Some additional reading about other aspects here and here.

So by the pile, it seems you are referring to https://pile.eleuther.ai/. They don't give any licensing information at all. However, https://github.com/EleutherAI/the-pile has some details you are talking about. The code to process the datasets is MIT, but clearly the source data is a myriad of things. Looking further into the paper published about the dataset, answers more technical questions. See https://arxiv.org/pdf/2201.07311.pdf. Quoting from there "All data contained in the Pile has been heavily processed to aid in language modeling research and no copyrighted text is contained in the Pile in its original form. As far as we are aware, under U.S. copyright law use of copyrighted texts in the Pile falls under the “fair use” doctrine, which allows for the unlicensed use of copyright-protected works in some circumstances." I understand you could remix the pile to include / exclude datasets. For example, basing the dataset only on wikipedia and other CC-by-SA licensed content. Based on the description however, I'm not sure what "heavily processed" and "no copyrighted text" really means.

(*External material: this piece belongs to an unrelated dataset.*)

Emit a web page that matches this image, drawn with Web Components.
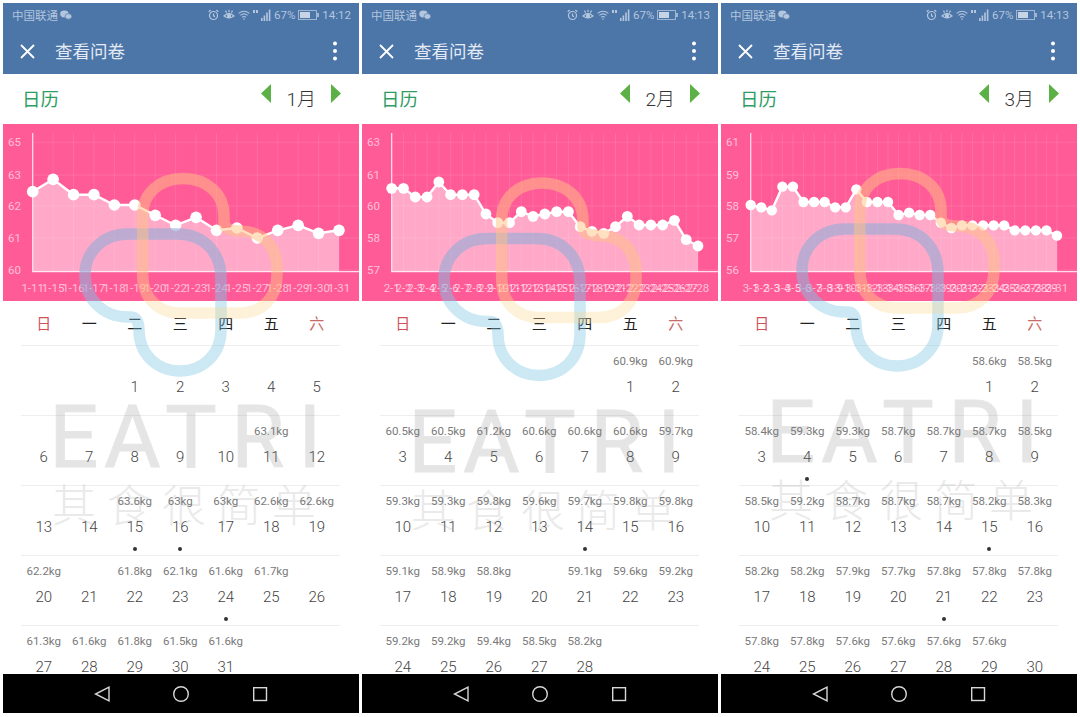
<!DOCTYPE html>
<html lang="zh">
<head>
<meta charset="utf-8">
<title>查看问卷</title>
<style>
    html, body { margin: 0; padding: 0; background: #fff; }
    body { font-family: Roboto, "Noto Sans CJK SC", sans-serif; }
    .screens { display: flex; gap: 3px; padding: 3px; }
</style>
</head>
<body>
<div class="screens">
    <phone-screen month="1" time="14:12"></phone-screen>
    <phone-screen month="2" time="14:13"></phone-screen>
    <phone-screen month="3" time="14:13"></phone-screen>
</div>

<script>
// y values are read off the chart in 3x zoom pixels, weights are [day, kg]
const MONTHS = {
    1: {
        first: 2, days: 31,
        ticks: [65, 63, 62, 61, 60],
        labels: ['1-11','1-15','1-16','1-17','1-18','1-19','1-20','1-22','1-23','1-24','1-25','1-27','1-28','1-29','1-30','1-31'],
        ys: [215,178,224,224,255,255,286,316,292,331,324,354,331,316,340,331],
        radius: 5.8,
        weights: {11:'63.1',15:'63.6',16:'63',17:'63',18:'62.6',19:'62.6',20:'62.2',22:'61.8',23:'62.1',24:'61.6',25:'61.7',27:'61.3',28:'61.6',29:'61.8',30:'61.5',31:'61.6'},
        dots: [15, 16, 24],
        logo: [0, 0]
    },
    2: {
        first: 5, days: 28,
        ticks: [63, 61, 60, 58, 57],
        labels: ['2-1','2-2','2-3','2-4','2-5','2-6','2-7','2-8','2-9','2-10','2-11','2-12','2-13','2-14','2-15','2-16','2-17','2-18','2-19','2-21','2-22','2-23','2-24','2-25','2-26','2-27','2-28'],
        ys: [205,205,231,231,186,224,224,224,282,308,308,275,289,282,275,275,320,334,340,320,289,315,315,315,301,359,378],
        radius: 5.4,
        weights: {1:'60.9',2:'60.9',3:'60.5',4:'60.5',5:'61.2',6:'60.6',7:'60.6',8:'60.6',9:'59.7',10:'59.3',11:'59.3',12:'59.8',13:'59.6',14:'59.7',15:'59.8',16:'59.8',17:'59.1',18:'58.9',19:'58.8',21:'59.1',22:'59.6',23:'59.2',24:'59.2',25:'59.2',26:'59.4',27:'58.5',28:'58.2'},
        dots: [14],
        logo: [0, 4.5]
    },
    3: {
        first: 5, days: 30,
        ticks: [61, 59, 58, 57, 56],
        labels: ['3-1','3-2','3-3','3-4','3-5','3-6','3-7','3-8','3-9','3-10','3-11','3-12','3-13','3-14','3-15','3-16','3-17','3-18','3-19','3-20','3-21','3-22','3-23','3-24','3-25','3-26','3-27','3-28','3-29','3-31'],
        ys: [255,262,271,200,200,246,246,246,262,262,208,246,246,246,285,278,285,285,308,324,316,316,316,316,316,331,331,331,331,347],
        radius: 5.2,
        weights: {1:'58.6',2:'58.5',3:'58.4',4:'59.3',5:'59.3',6:'58.7',7:'58.7',8:'58.7',9:'58.5',10:'58.5',11:'59.2',12:'58.7',13:'58.7',14:'58.7',15:'58.2',16:'58.3',17:'58.2',18:'58.2',19:'57.9',20:'57.7',21:'57.8',22:'57.8',23:'57.8',24:'57.8',25:'57.8',26:'57.6',27:'57.6',28:'57.6',29:'57.6'},
        dots: [4, 15, 21],
        logo: [-1, -5]
    }
};

class StatusBar extends HTMLElement{
    constructor(){
        super();
        this.attachShadow({mode:'open'});
    }
    connectedCallback(){
        this.shadowRoot.innerHTML = `
            <style>
                :host{
                    display: flex;
                    align-items: center;
                    height: 25px;
                    padding: 0 8px 2px 9px;
                    color: #b3c6de;
                    font-size: 11.5px;
                    box-sizing: border-box;
                }
                svg{ display: block; flex: none; }
                .carrier{ margin-right: 2px; }
                .right{ margin-left: auto; display: flex; align-items: center; }
            </style>
            <span class="carrier"><slot name="carrier"></slot></span>
            <svg width="12" height="10" viewBox="0 0 12 10" fill="#b3c6de">
                <ellipse cx="4.4" cy="4" rx="4.2" ry="3.4"/>
                <ellipse cx="8.4" cy="6.4" rx="3.4" ry="2.8" stroke="#4c75a8" stroke-width=".7"/>
            </svg>
            <span class="right">
                <svg width="11" height="12" viewBox="0 0 11 12" fill="none" stroke="#b3c6de" stroke-width="1.2" style="margin-right:4px">
                    <circle cx="5.5" cy="6.5" r="4"/><path d="M5.5 4.5V6.8L7 7.6M.7 2.8 2.6 1M10.3 2.8 8.4 1"/>
                </svg>
                <svg width="12" height="12" viewBox="0 0 12 12" fill="none" stroke="#b3c6de" stroke-width="1.2" style="margin-right:3px">
                    <path d="M1 7Q6 2 11 7Q6 11 1 7Z"/><circle cx="6" cy="7" r="1.6" fill="#b3c6de"/><path d="M6 .8V3M2.5 1.6 3.6 3.6M9.5 1.6 8.4 3.6"/>
                </svg>
                <svg width="12" height="10" viewBox="0 0 12 10" fill="none" stroke="#b3c6de" stroke-width="1.1" style="margin-right:3px">
                    <path d="M.6 3.4Q6-1 11.4 3.4M2.4 5.4Q6 2.4 9.6 5.4M4.2 7.2Q6 5.8 7.8 7.2"/><circle cx="6" cy="9" r=".8" fill="#b3c6de" stroke="none"/>
                </svg>
                <svg width="19" height="12" viewBox="0 0 19 12" fill="#b3c6de" style="margin-right:2px">
                    <rect x="0" y="1" width="2" height="3"/><rect x="3" y="1" width="2" height="3"/>
                    <rect x="8" y="9" width="1.6" height="3"/><rect x="10.6" y="6.5" width="1.6" height="5.5"/><rect x="13.2" y="3.5" width="1.6" height="8.5"/><rect x="15.8" y=".5" width="1.6" height="11.5"/>
                </svg>
                <span style="margin-right:3px"><slot name="battery"></slot></span>
                <svg width="21" height="10" viewBox="0 0 21 10" style="margin-right:3px">
                    <rect x=".5" y=".5" width="18" height="9" fill="none" stroke="#9fb6d3"/>
                    <rect x="2" y="2" width="10" height="6" fill="#c6d4e6"/><rect x="19" y="3" width="2" height="4" fill="#9fb6d3"/>
                </svg>
                <slot name="time"></slot>
            </span>
        `;
    }
}
customElements.define('status-bar', StatusBar);

class AppToolbar extends HTMLElement{
    constructor(){
        super();
        this.attachShadow({mode:'open'});
    }
    connectedCallback(){
        this.shadowRoot.innerHTML = `
            <style>
                :host{
                    display: flex;
                    align-items: center;
                    gap: 20px;
                    height: 46px;
                    padding: 0 22px 0 17px;
                    color: #e4eaf3;
                    font-size: 17.5px;
                    box-sizing: border-box;
                }
                svg{ display: block; flex: none; }
                .title{ margin-bottom: 2px; }
                .more{ margin-left: auto; }
            </style>
            <svg width="15" height="15" viewBox="0 0 15 15" stroke="#fff" stroke-width="1.8" fill="none">
                <path d="M1 1 14 14M14 1 1 14"/>
            </svg>
            <span class="title"><slot></slot></span>
            <svg class="more" width="4" height="20" viewBox="0 0 4 20" fill="#fff">
                <circle cx="2" cy="2.4" r="2"/><circle cx="2" cy="10" r="2"/><circle cx="2" cy="17.4" r="2"/>
            </svg>
        `;
    }
}
customElements.define('app-toolbar', AppToolbar);

class MonthBar extends HTMLElement{
    constructor(){
        super();
        this.attachShadow({mode:'open'});
    }
    connectedCallback(){
        this.shadowRoot.innerHTML = `
            <style>
                :host{
                    display: flex;
                    align-items: center;
                    height: 50px;
                    padding: 0 18px 0 19px;
                    font-size: 18.5px;
                    color: #333;
                    background: #fff;
                    box-sizing: border-box;
                }
                .title{ color: #2f9d63; margin-bottom: 3px; }
                .pager{ margin-left: auto; display: flex; align-items: center; gap: 15px; font-size: 19px; font-weight: 300; }
                .pager span{ margin-bottom: 3px; }
                svg{ display: block; flex: none; margin-bottom: 11px; }
            </style>
            <span class="title"><slot name="title"></slot></span>
            <span class="pager">
                <svg width="10" height="19" viewBox="0 0 10 19" fill="#5cb146"><path d="M10 0V19L0 9.5Z"/></svg>
                <span><slot name="month"></slot></span>
                <svg width="10" height="19" viewBox="0 0 10 19" fill="#5cb146"><path d="M0 0V19L10 9.5Z"/></svg>
            </span>
        `;
    }
}
customElements.define('month-bar', MonthBar);

class WeightChart extends HTMLElement{
    constructor(){
        super();
        this.attachShadow({mode:'open'});
    }
    connectedCallback(){
        const data = MONTHS[this.getAttribute('month')];
        const n = data.labels.length;
        const px = i => 29.7 + i * 306.3 / (n - 1);
        const py = i => data.ys[i] / 3 - 4;
        const tickY = [18.3, 51, 82, 114, 146];
        const pts = data.ys.map((_, i) => `${px(i).toFixed(1)},${py(i).toFixed(1)}`).join(' ');
        const grid = data.labels.map((_, i) => `<line x1="${px(i)}" x2="${px(i)}" y1="9" y2="148"/>`).join('')
            + tickY.map(y => `<line x1="30" x2="356" y1="${y}" y2="${y}"/>`).join('');
        this.shadowRoot.innerHTML = `
            <style>
                :host{ display: block; height: 177px; background: #ff5c97; }
                svg{ display: block; font-family: Roboto, sans-serif; }
                text{ fill: rgba(255,255,255,.62); font-size: 11.5px; text-anchor: middle; }
                .grid line{ stroke: rgba(255,255,255,.1); stroke-width: 1; }
            </style>
            <svg width="356" height="177" viewBox="0 0 356 177">
                <g class="grid">${grid}</g>
                <polygon points="29.7,147.7 ${pts} 336,147.7" fill="rgba(255,255,255,.47)"/>
                <path d="M29.7 9V147.7H356" fill="none" stroke="rgba(255,255,255,.8)" stroke-width="1.2"/>
                <polyline points="${pts}" fill="none" stroke="#fff" stroke-width="2.4"/>
                ${data.ys.map((_, i) => `<circle cx="${px(i)}" cy="${py(i)}" r="${data.radius}" fill="#fff"/>`).join('')}
                ${data.ticks.map((t, i) => `<text x="11.5" y="${tickY[i] + 4}" font-size="12">${t}</text>`).join('')}
                ${data.labels.map((l, i) => `<text x="${px(i)}" y="168">${l}</text>`).join('')}
            </svg>
        `;
    }
}
customElements.define('weight-chart', WeightChart);

class MonthCalendar extends HTMLElement{
    constructor(){
        super();
        this.attachShadow({mode:'open'});
    }
    static get styleCss(){
        return `
            :host{
                display: block;
                flex: 1;
                min-height: 0;
                overflow: hidden;
                padding: 0 19.5px 0 18px;
                background: #fff;
            }
            .week, .row{
                display: grid;
                grid-template-columns: repeat(7, 1fr);
                text-align: center;
            }
            .week{
                height: 44px;
                box-sizing: border-box;
                padding-bottom: 1px;
                align-items: center;
                font-size: 15px;
                color: #222;
            }
            .week .sun{ color: #d2525a; }
            .week .sat{ color: #c96a6a; }
            .row{
                height: 70px;
                box-sizing: border-box;
                border-top: 1px solid #eeeeee;
            }
            .cell{
                display: flex;
                flex-direction: column;
                align-items: center;
            }
            .kg{
                height: 16px;
                margin-top: 7px;
                line-height: 16px;
                font-size: 11.5px;
                color: #7a7a7a;
                white-space: nowrap;
            }
            .day{
                height: 20px;
                margin-top: 8px;
                line-height: 20px;
                font-size: 15px;
                font-weight: 300;
                color: #444;
            }
            .dot{
                width: 4px;
                height: 4px;
                margin-top: 10px;
                border-radius: 50%;
                background: #333;
            }
        `;
    }
    connectedCallback(){
        const data = MONTHS[this.getAttribute('month')];
        const cells = [];
        for(let i = 0; i < data.first; i++) cells.push('<div class="cell"></div>');
        for(let d = 1; d <= data.days; d++){
            const kg = data.weights[d] ? data.weights[d] + 'kg' : '';
            cells.push(`<div class="cell">
                <div class="kg">${kg}</div>
                <div class="day">${d}</div>
                ${data.dots.includes(d) ? '<div class="dot"></div>' : ''}
            </div>`);
        }
        let rows = '';
        for(let i = 0; i < cells.length; i += 7){
            rows += `<div class="row">${cells.slice(i, i + 7).join('')}</div>`;
        }
        this.shadowRoot.innerHTML = `
            <style>${MonthCalendar.styleCss}</style>
            <div class="week">
                <span class="sun">日</span><span>一</span><span>二</span><span>三</span><span>四</span><span>五</span><span class="sat">六</span>
            </div>
            ${rows}
        `;
    }
}
customElements.define('month-calendar', MonthCalendar);

class NavBar extends HTMLElement{
    constructor(){
        super();
        this.attachShadow({mode:'open'});
    }
    connectedCallback(){
        this.shadowRoot.innerHTML = `
            <style>
                :host{
                    display: flex;
                    align-items: center;
                    justify-content: center;
                    gap: 63px;
                    height: 39px;
                    background: #000;
                }
                svg{ display: block; fill: none; stroke: #d8d8d8; stroke-width: 1.4; }
            </style>
            <svg width="16" height="16" viewBox="0 0 16 16"><path d="M15 1.2V14.8L1.5 8Z"/></svg>
            <svg width="16" height="16" viewBox="0 0 16 16"><circle cx="8" cy="8" r="7.3"/></svg>
            <svg width="16" height="16" viewBox="0 0 16 16"><rect x="1.7" y="1.7" width="12.8" height="12.8"/></svg>
        `;
    }
}
customElements.define('nav-bar', NavBar);

// the EATRI mark that lies over the whole screen
class BrandWatermark extends HTMLElement{
    constructor(){
        super();
        this.attachShadow({mode:'open'});
    }
    connectedCallback(){
        const dx = Number(this.getAttribute('dx')) || 0;
        const dy = Number(this.getAttribute('dy')) || 0;
        const edge = ((301 - dy) / 717).toFixed(4);
        this.shadowRoot.innerHTML = `
            <style>
                :host{ position: absolute; inset: 0; pointer-events: none; }
                svg{ display: block; }
                .word{ opacity: .2; }
                .word text{ fill: #828282; stroke: #828282; stroke-width: .8; }
                .slogan{ opacity: .16; }
                .slogan text{ fill: #828282; }
            </style>
            <svg width="356" height="710" viewBox="3 3 356 710">
                <defs>
                    <linearGradient id="warm" gradientUnits="userSpaceOnUse" x1="0" y1="0" x2="0" y2="717">
                        <stop offset="${edge}" stop-color="rgb(255,195,130)" stop-opacity=".5"/>
                        <stop offset="${edge}" stop-color="rgb(250,215,140)" stop-opacity=".33"/>
                    </linearGradient>
                    <linearGradient id="cool" gradientUnits="userSpaceOnUse" x1="0" y1="0" x2="0" y2="717">
                        <stop offset="${edge}" stop-color="rgb(150,172,215)" stop-opacity=".62"/>
                        <stop offset="${edge}" stop-color="rgb(120,195,225)" stop-opacity=".38"/>
                    </linearGradient>
                </defs>
                <g transform="translate(${dx} ${dy})">
                    <path fill="none" stroke="url(#cool)" stroke-width="11.5" d="M85 275C85 299 103 317 128 317H131C136 317 139 322 139 330C139 354 157 371 180 371C203 371 221 354 221 330V278C221 252 203 234 178 234H128C103 234 85 252 85 275Z"/>
                    <path fill="none" stroke="url(#warm)" stroke-width="11.5" d="M142.7 275V215C142.7 193 160 178.5 183 178.5C206 178.5 224 193 224 216V222C224 228 230 231 240 231C262 231 277 246 277 268V275C277 298 262 313 240 313H180C158 313 142.7 298 142.7 275Z"/>
                    <g class="word"><text font-family="Roboto, sans-serif" font-size="87" x="49 104 165 231 298" y="467">EATRI</text></g>
                    <g class="slogan"><text font-family="'Noto Sans CJK SC', sans-serif" font-size="44" font-weight="300" x="52 107 162 217 272" y="522">其食很简单</text></g>
                </g>
            </svg>
        `;
    }
}
customElements.define('brand-watermark', BrandWatermark);

class PhoneScreen extends HTMLElement{
    constructor(){
        super();
        this.attachShadow({mode:'open'});
    }
    connectedCallback(){
        const month = this.getAttribute('month');
        const time = this.getAttribute('time');
        const [dx, dy] = MONTHS[month].logo;
        this.shadowRoot.innerHTML = `
            <style>
                :host{
                    position: relative;
                    display: flex;
                    flex-direction: column;
                    width: 356px;
                    height: 710px;
                    overflow: hidden;
                    font-family: Roboto, "Noto Sans CJK SC", sans-serif;
                }
                .top{ background: #4c75a8; }
            </style>
            <div class="top">
                <status-bar>
                    <span slot="carrier">中国联通</span>
                    <span slot="battery">67%</span>
                    <span slot="time">${time}</span>
                </status-bar>
                <app-toolbar>查看问卷</app-toolbar>
            </div>
            <month-bar>
                <span slot="title">日历</span>
                <span slot="month">${month}月</span>
            </month-bar>
            <weight-chart month="${month}"></weight-chart>
            <month-calendar month="${month}"></month-calendar>
            <nav-bar></nav-bar>
            <brand-watermark dx="${dx}" dy="${dy}"></brand-watermark>
        `;
    }
}
customElements.define('phone-screen', PhoneScreen);
</script>
</body>
</html>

As a random aside, I saw the announce today about stablelm, which is using cc-by-sa for base models: https://github.com/stability-AI/stableLM/#licenses. Specific to the hackathon, can you use an OSI compatible model?

Thanks for mentioning this. Building on above, the reason I requested the exception is not because there aren't open-source models available for some of these tasks but because there's been community interest in models like BLOOM given their collaborative approach to training the model and care around data governance, carbon costs, etc. (i.e. ethics beyond just the question of licensing model artifacts).

Ethical licensing isn't compatible with the existing WMCS policy (which dictates OSI approval licensing) which is the issue in question here. Given what you've shared though, I'm curious how anyone can take a mix of data sources and license under any terms really. They aren't the creators of the source content used to create the dataset.

Would GPU access help?

I'd definitely be curious if Cloud VPS is considering incorporating GPUs. For many modern ML models, they are essentially required for reasonable performance.

Let's discuss more about how many GPU's would be needed in order to be meaningful and useful.

I want to continue discussing, but let's open a new ticket and discuss how to best support you and community's needs for AI, LLM, etc on CloudVPS. I personally want to support and encourage these workloads if possible.